Charli Carpenter Friday, March 26, 2021

Have know-nothing civilian bureaucrats, lily-livered humanitarian do-gooders and misguided academics tied the military’s hands with increasingly restrictive norms that don’t correspond to the laws of war, let alone the rigors of battle and requirements of victory? That’s the premise of a new article in Military Review by Army Lt. Gen. Charles Pede and Col. Peter Hayden. Pede and Hayden write derisively of the three-decades-old shift in U.S. military doctrine toward enhanced civilian protection, exemplified by the population-centric counterinsurgency approach to the wars in Afghanistan and Iraq.

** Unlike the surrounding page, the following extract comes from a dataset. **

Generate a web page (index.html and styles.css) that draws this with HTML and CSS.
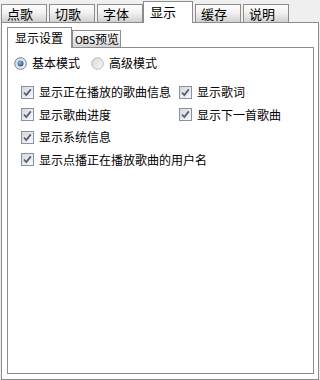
FILE: index.html
```html
<!DOCTYPE html>
<html lang="zh-CN">
<head>
<meta charset="utf-8">
<title>显示</title>
<link rel="stylesheet" href="styles.css">
</head>
<body>
<svg width="0" height="0" class="defs" aria-hidden="true">
  <defs>
    <linearGradient id="boxfill" x1="0" y1="0" x2="1" y2="1">
      <stop offset="0" stop-color="#d6d6d6"/>
      <stop offset="1" stop-color="#fbfbfb"/>
    </linearGradient>
    <radialGradient id="dot" cx="0.4" cy="0.35" r="0.7">
      <stop offset="0" stop-color="#8fb8ea"/>
      <stop offset="1" stop-color="#1f4f8f"/>
    </radialGradient>
  </defs>
</svg>
<div class="win">
  <div class="tabs">
    <div class="tab">点歌</div>
    <div class="tab">切歌</div>
    <div class="tab">字体</div>
    <div class="tab active">显示</div>
    <div class="tab">缓存</div>
    <div class="tab">说明</div>
  </div>
  <div class="panel">
    <div class="subtabs">
      <div class="subtab active">显示设置</div>
      <div class="subtab obs"><span class="latin">OBS</span>预览</div>
    </div>
    <div class="subpanel">
      <div class="radios">
        <label class="opt">
          <svg class="radio" width="13" height="13" viewBox="0 0 13 13"><circle cx="6.5" cy="6.5" r="5.8" fill="url(#boxfill)" stroke="#6f7d92"/><circle cx="6.5" cy="6.5" r="3" fill="url(#dot)"/></svg>
          <span>基本模式</span>
        </label>
        <label class="opt">
          <svg class="radio" width="13" height="13" viewBox="0 0 13 13"><circle cx="6.5" cy="6.5" r="5.8" fill="url(#boxfill)" stroke="#b4b8bf"/></svg>
          <span>高级模式</span>
        </label>
      </div>
      <div class="checks">
        <label class="opt">
          <svg class="cb" width="13" height="13" viewBox="0 0 13 13"><rect x="0.5" y="0.5" width="12" height="12" fill="url(#boxfill)" stroke="#8593a8"/><path d="M3 6.5 L5.3 9 L9.8 3.4" fill="none" stroke="#50607e" stroke-width="1.8"/></svg>
          <span>显示正在播放的歌曲信息</span>
        </label>
        <label class="opt">
          <svg class="cb" width="13" height="13" viewBox="0 0 13 13"><rect x="0.5" y="0.5" width="12" height="12" fill="url(#boxfill)" stroke="#8593a8"/><path d="M3 6.5 L5.3 9 L9.8 3.4" fill="none" stroke="#50607e" stroke-width="1.8"/></svg>
          <span>显示歌词</span>
        </label>
        <label class="opt">
          <svg class="cb" width="13" height="13" viewBox="0 0 13 13"><rect x="0.5" y="0.5" width="12" height="12" fill="url(#boxfill)" stroke="#8593a8"/><path d="M3 6.5 L5.3 9 L9.8 3.4" fill="none" stroke="#50607e" stroke-width="1.8"/></svg>
          <span>显示歌曲进度</span>
        </label>
        <label class="opt">
          <svg class="cb" width="13" height="13" viewBox="0 0 13 13"><rect x="0.5" y="0.5" width="12" height="12" fill="url(#boxfill)" stroke="#8593a8"/><path d="M3 6.5 L5.3 9 L9.8 3.4" fill="none" stroke="#50607e" stroke-width="1.8"/></svg>
          <span>显示下一首歌曲</span>
        </label>
        <label class="opt span2">
          <svg class="cb" width="13" height="13" viewBox="0 0 13 13"><rect x="0.5" y="0.5" width="12" height="12" fill="url(#boxfill)" stroke="#8593a8"/><path d="M3 6.5 L5.3 9 L9.8 3.4" fill="none" stroke="#50607e" stroke-width="1.8"/></svg>
          <span>显示系统信息</span>
        </label>
        <label class="opt span2">
          <svg class="cb" width="13" height="13" viewBox="0 0 13 13"><rect x="0.5" y="0.5" width="12" height="12" fill="url(#boxfill)" stroke="#8593a8"/><path d="M3 6.5 L5.3 9 L9.8 3.4" fill="none" stroke="#50607e" stroke-width="1.8"/></svg>
          <span>显示点播正在播放歌曲的用户名</span>
        </label>
      </div>
    </div>
  </div>
</div>
</body>
</html>
```
FILE: styles.css
```css
* { box-sizing: border-box; }
html, body { margin: 0; padding: 0; }
body {
  background: #efefef;
  font-family: "Noto Sans CJK SC", "Liberation Sans", sans-serif;
  font-size: 12px;
  color: #000;
  width: 320px;
  height: 380px;
  overflow: hidden;
}
.defs { position: absolute; }
.win { width: 320px; height: 380px; }

.tabs {
  display: flex;
  align-items: flex-end;
  height: 22px;
  padding-left: 1px;
}
.tab {
  width: 46px;
  height: 18px;
  margin-right: 2px;
  border: 1px solid #8c8c8c;
  border-bottom: none;
  background: linear-gradient(#fdfdfd, #f1f1f1 45%, #d0d0d0);
  font-size: 13px;
  line-height: 17px;
  padding-left: 5px;
  white-space: nowrap;
}
.tab.active {
  position: relative;
  z-index: 1;
  width: 50px;
  height: 22px;
  margin-left: -2px;
  margin-bottom: -1px;
  background: #fff;
  line-height: 20px;
  padding-left: 6px;
}

.panel {
  margin: 0 1px;
  height: 358px;
  border: 1px solid #8c8c8c;
  background: #fff;
  padding: 4px 4px 0 5px;
}

.subtabs {
  display: flex;
  align-items: flex-end;
  height: 20px;
}
.subtab {
  height: 17px;
  border: 1px solid #8c8c8c;
  border-bottom: none;
  background: linear-gradient(#fdfdfd, #f0f0f0 45%, #d4d4d4);
  line-height: 16px;
  padding: 0 4px;
  white-space: nowrap;
}
.subtab.active {
  position: relative;
  z-index: 1;
  height: 21px;
  margin-bottom: -1px;
  background: #fff;
  line-height: 19px;
  padding: 0 7px;
  width: 65px;
}
.subtab.obs {
  width: 49px;
  padding: 0 2px;
}
.latin {
  font-family: "Liberation Sans Narrow", "DejaVu Sans Condensed", "Liberation Sans", sans-serif;
  font-size: 11px;
  letter-spacing: -0.2px;
}

.subpanel {
  height: 327px;
  border: 1px solid #8c8c8c;
  background: #fff;
  padding: 7px 0 0 6px;
}

.opt {
  display: flex;
  align-items: center;
  gap: 5px;
  white-space: nowrap;
  line-height: 16px;
}
.opt svg { flex: none; display: block; }

.radios {
  display: flex;
  gap: 11px;
  height: 16px;
}

.checks {
  margin-top: 10px;
  margin-left: 7px;
  display: grid;
  grid-template-columns: 158px auto;
  grid-auto-rows: 22.5px;
  align-items: center;
}
.span2 { grid-column: 1 / span 2; }
```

This is a danger, they argue, since troops trained in restraint and respect for civilian life would be tactically, bureaucratically and morally hobbled if faced with a massed formation of Russian, Chinese or Iranian tanks.

For all this argument’s numerous flaws, it contains one underappreciated insight. The U.S. military has been asked to take on tasks to which it is ill-suited, affecting mission readiness for its primary role: winning wars. The solution, however, is not to water down the laws of war as they pertain to counterterrorism operations or to diminish the role of civilian agencies in peace building. Instead, the U.S. military should get out of the counterterrorism and nation-building business and stick to the battlefield where it belongs.

Pede and Hayden make some valid points, even if their conclusions miss the mark. It is true that the laws of armed conflict are more permissive than most civilians believe and most humanitarians wish. But NGOs and academics are the first to acknowledge that. Advocating for stronger rules is not the same as pretending they already exist.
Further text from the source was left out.